Catalyst / Inhibitor - Delay and Dream?

Hi!

In my storyform - a Sciene Fiction / Drama / Espionage - Novel - i am trying to understand the following Output in the Report Section of Dramatica:

Fortunately, like a referee, there is a Catalyst that moves in to break it up. In “Pale Blue Dot,” Delay is the Catalyst that gets things moving again. However, once moving, the plot tends to pick up too much speed, as if the accelerator pedal were stuck to the floor. Once again, a force comes into play to regulate the speed. In “Pale Blue Dot” this Inhibitor is Dream. Any other means of arbitrating the speed of the plot might seem arbitrary. However, because of their relationship to The Future, Delay and Dream provide an author with unobtrusive tools to adjust the pacing of the story’s progress.

Ironically i can imagine it much better the other way round. I really have problems encoding (and understanding) how “dreaming” can inhibit a story and “delaying” is able to move it forward.

Do you have an (exemplary) idea how this dynamic could be encoded in a meaningful way?

Thx for your thoughts!

I would like to get started with my project next week, but my boss tells me that that will be postponed for a few months. Instead of listening to him, I start right away, but get distracted by my day dreams.

Does that make any sense?

In addition, Catalysts usually heighten conflict, while inhibitors lower it. You could probably imagine how delay would heighten conflict between people and dreams might lower it.

This is a very good example - thank you!
Especially the difference in “heightening” and “lowering” made it clearer for me.

So, in my Story…

… “Dream” as an Inhibitor could mean “not acknowledging reality” and living inside a cozy dream in which conflicts are washed away by wishful dreams - means “suppressing reality” and living in a cozy, illusionary, selfmade dream-world?
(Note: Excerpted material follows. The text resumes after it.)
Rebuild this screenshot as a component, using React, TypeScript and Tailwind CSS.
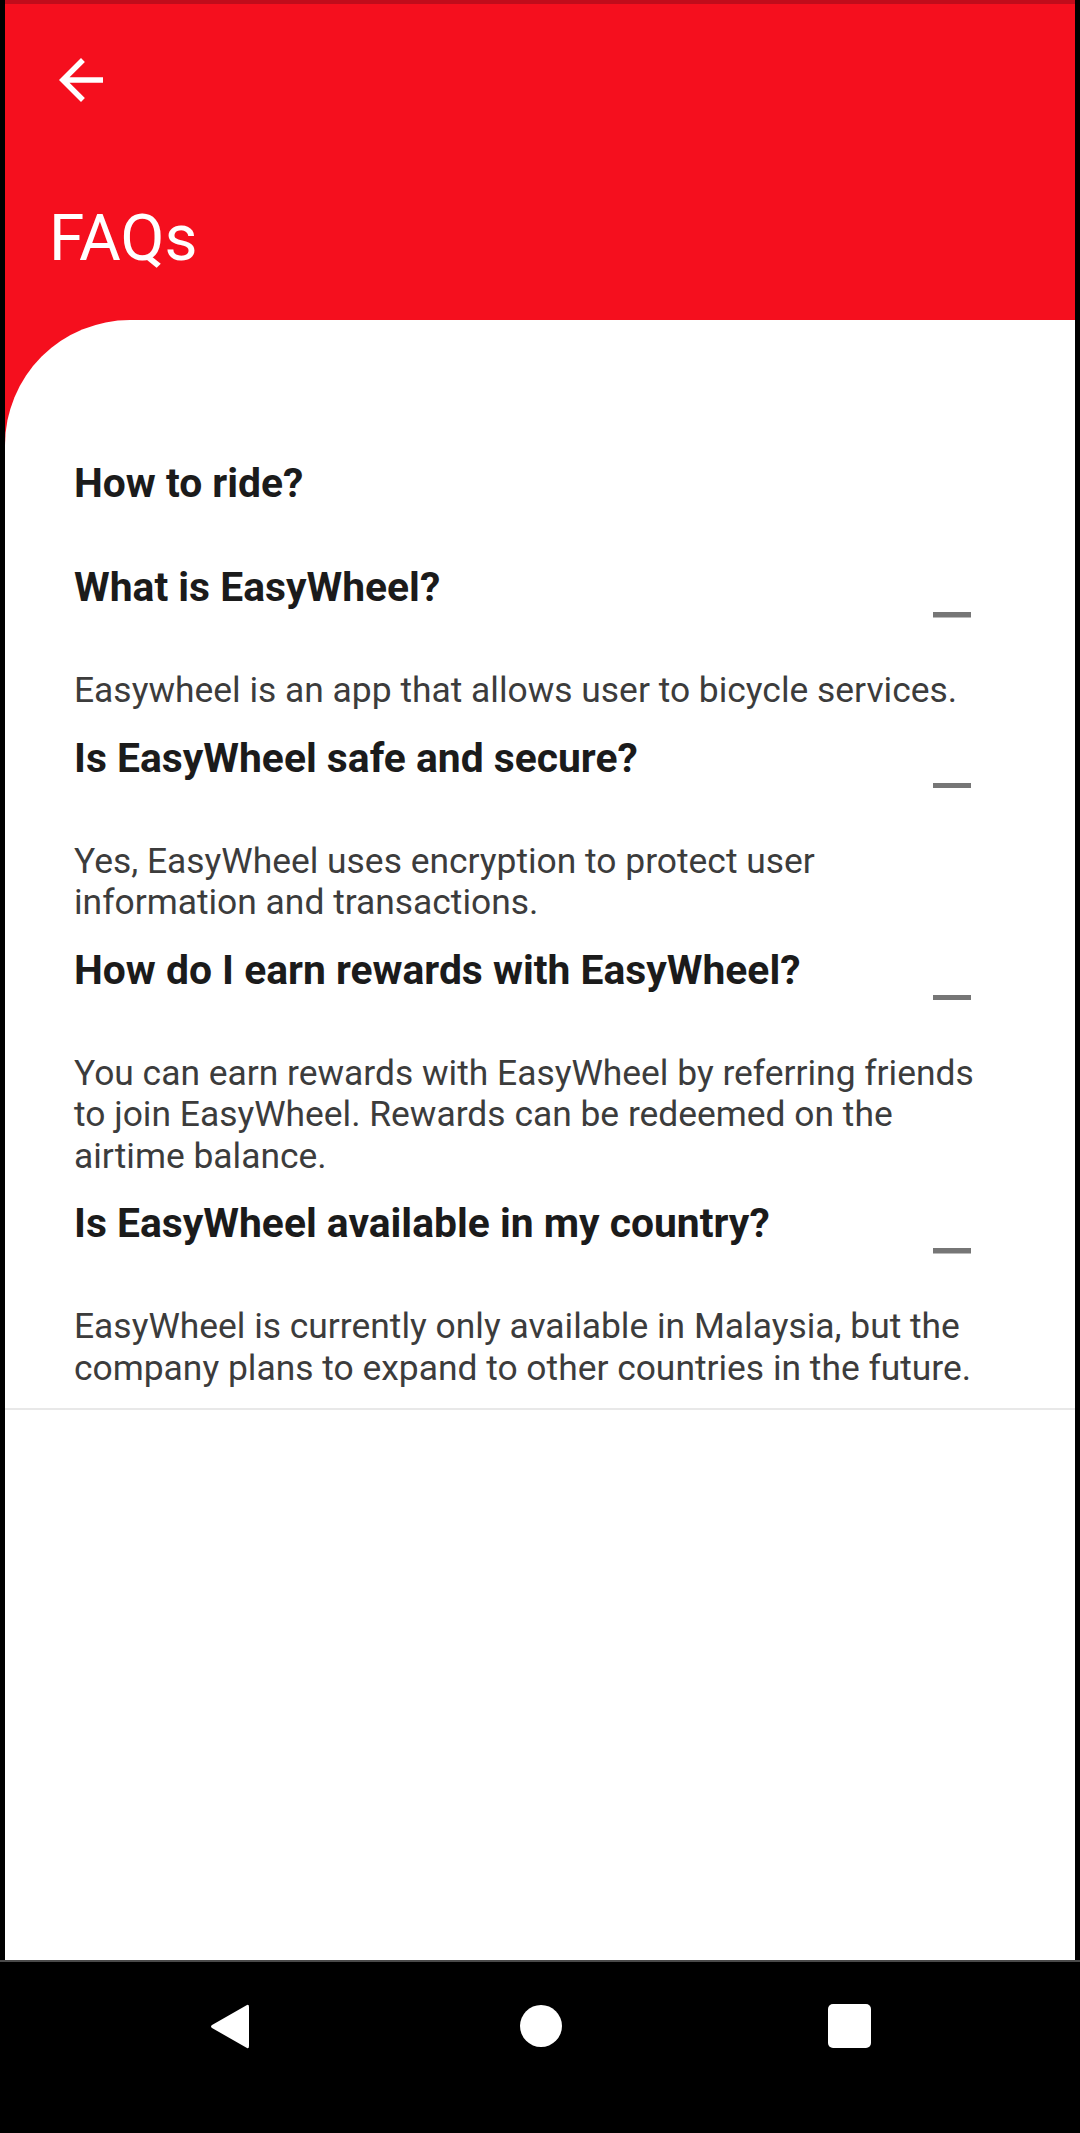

And “Delay” could potentially heighten the conflict when the IC (female) confronts the MC (male) with her perception that the MC is delaying action because “he always wants to stay in control and have every single bit of information available as little as it is” before he starts acting and subsequently suppresses a confrontation with the unknown, not controllable?

I ask myself in addition if delaying is something that inhibits itself from being a trait for a protagonist - which inherently should not delay, but drive the plot forward.

Braveheart, if I remember correctly, is full of delays acting as catalysts. The one that stands out the most is Longshanks sending the princess to meet with William Wallace. A) She sympathizes and helps him and B) learns that it was all a ruse, delaying Wallace while forces moved into place.

With regards to dreaming as inhibitor, thinking of dreaming as “reflecting” may help. If one is dreaming/reflecting, then their active pursuit of something has essentially stopped for the moment.

What if the Protagonist knows that the best way into the secret room in the palace is to wait until the guards leave for the night?

Would procrastinating / putting things off (delay) give some characters the time to organize, plot, position themselves, steal assets, and etc.?

Perhaps as a character delays doing the things he knows he should be doing, he becomes troubled by the mounting evidence or increasingly hopeless situation he is in. This troubled state of mind causes bad dreams, and waking from a nightmare he is motivated to finally act (stop delaying).